Hey, I have been using Gene Ontology to try to understand some differently express gene and I am now wondering if I should trust the GO annotation.
I was looking at serpinb2, for this gene I am getting GO term: GO:0005576 'extracellular region' and GO:0005615 'extracellular space'. However when I cross reference with Protein atlas, which have antibodies staining assays, then it seems to be clearly inside the cell around the golgi apparatus.
I have been trying to get the reference of those go annotation without success. Therefore which one should be trust, annotation or antibodies staining ?
As an aside, when you have discrepancies between two data sources, you should question both data sources. Here, you imply that not seeing the protein in the extracellular space in the HPA antibody staining means the GO annotation is likely wrong. The problem is that the antibody staining may be done under fixation conditions that do not preserve extracellular proteins and so the HPA can't report on them. Absence of evidence is not evidence of absence. When dealing with experimental data, you need to make sure you understand their limitations before reaching conclusions.
Well I may have add that I looked at mass spec data of cell surface for many cell lines, and didn't find much serpinb2, also for some reason the source of the go annotation can not be verified, the link does not work for me. I am not saying the annotation if false, but in this case I am more likely to discard it until I can verify the source.
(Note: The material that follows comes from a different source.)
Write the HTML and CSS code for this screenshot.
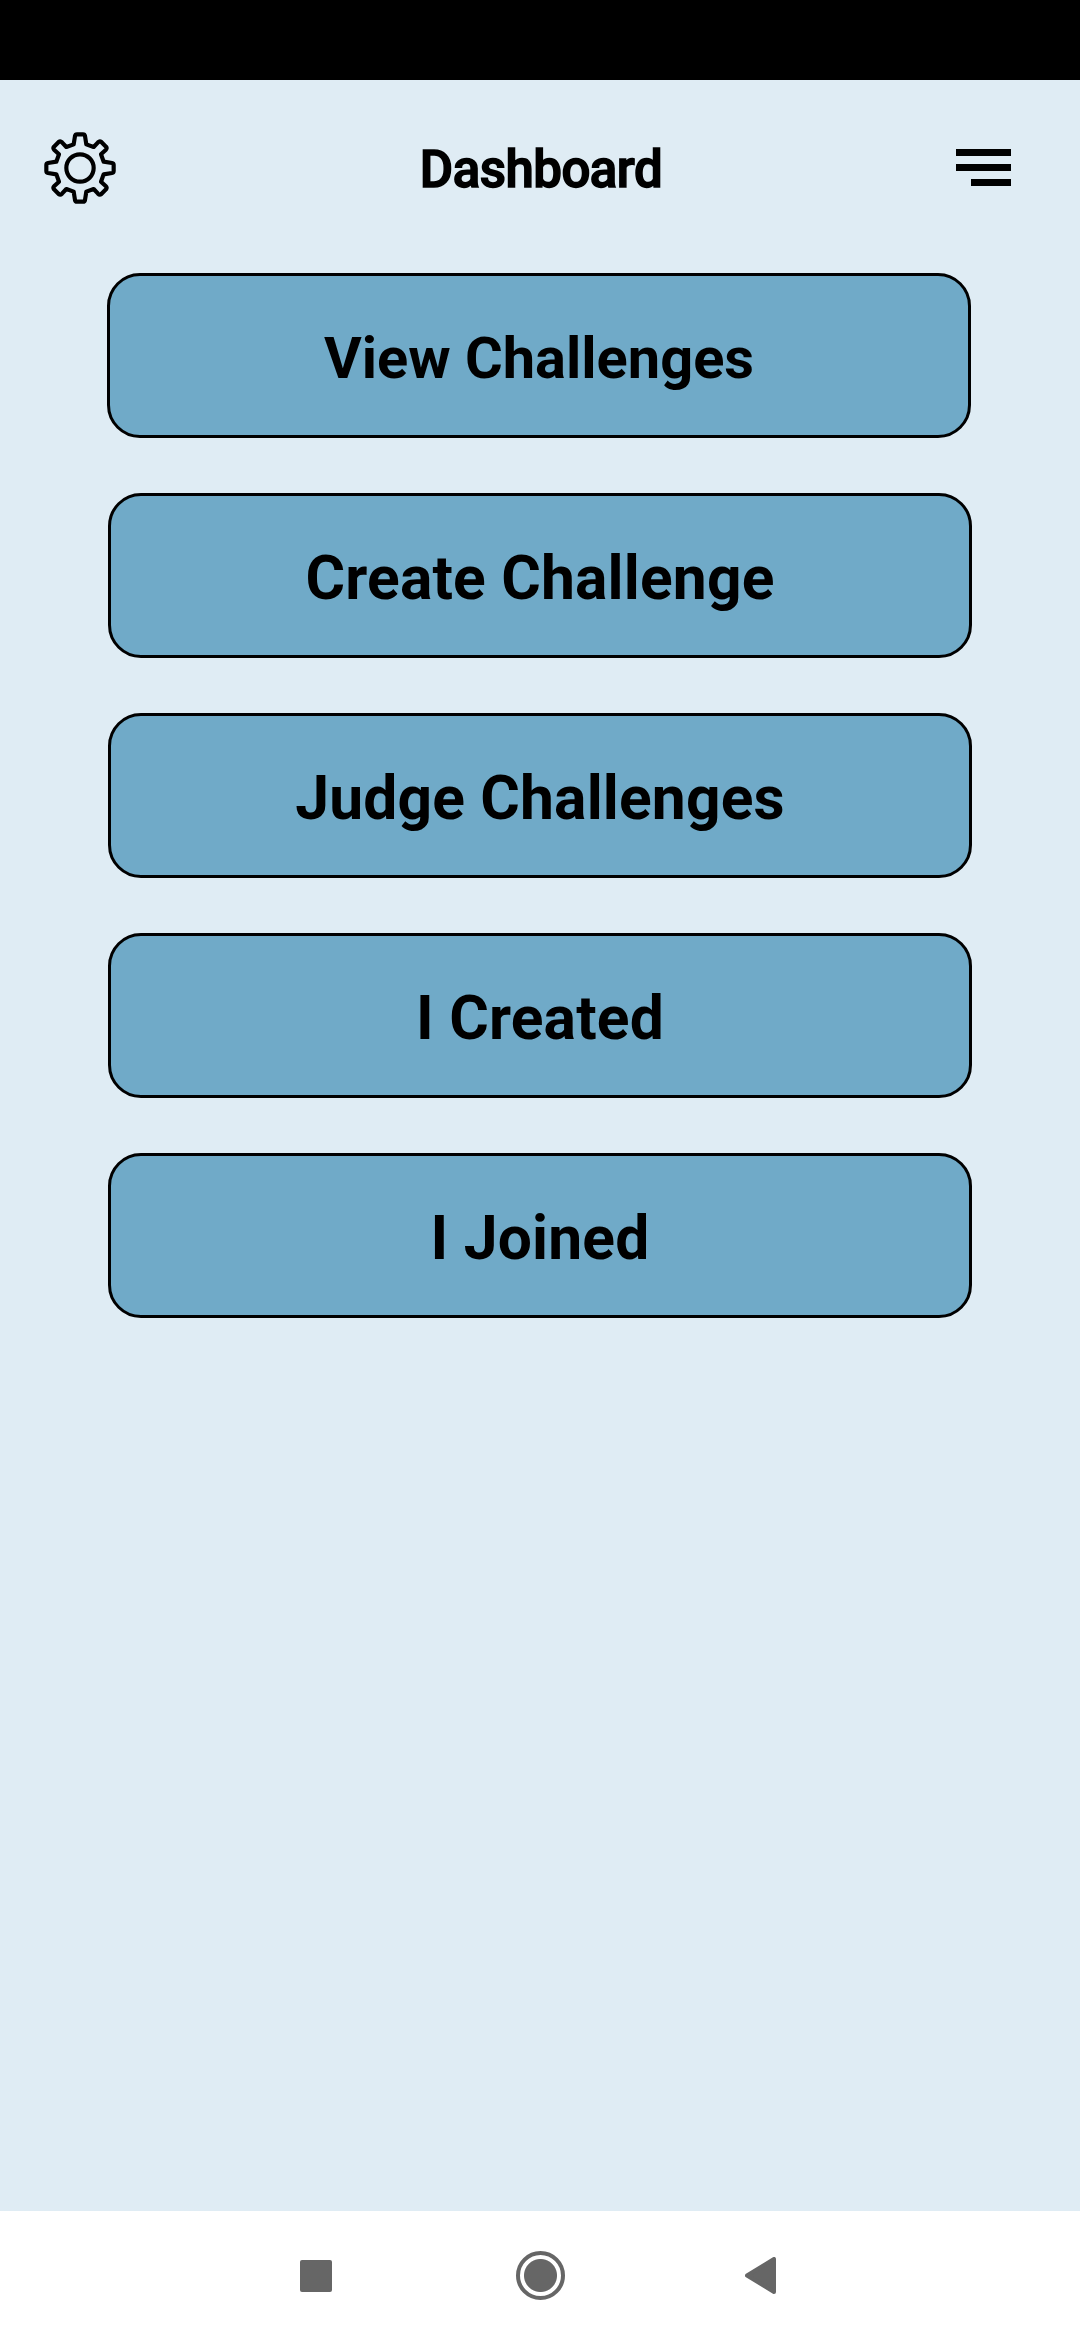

As far as I could figure it out, one annotation comes from the Reactome database which is largely manually curated, the other from the Panther database annotation of the serpin family. On the other hand, experimental evidence is often conflicted and a lot also depends on context which current GO annotations don't capture, e.g. maybe SERPINB2 is extracellular in certain cell types or conditions and this may or may not be relevant to your work. In this case, SERPINB2 is a well known secreted protein (its synonym is plasminogen activator inhibitor 2) but only in response to some signal, see for example this paper. My point is that in the end, trusting a data set is a subjective matter. However, for statistical data analysis, the handling has to be consistent. It is fine to go gene by gene and review the evidence but when playing this game, one often needs to go deep in the literature to form an opinion.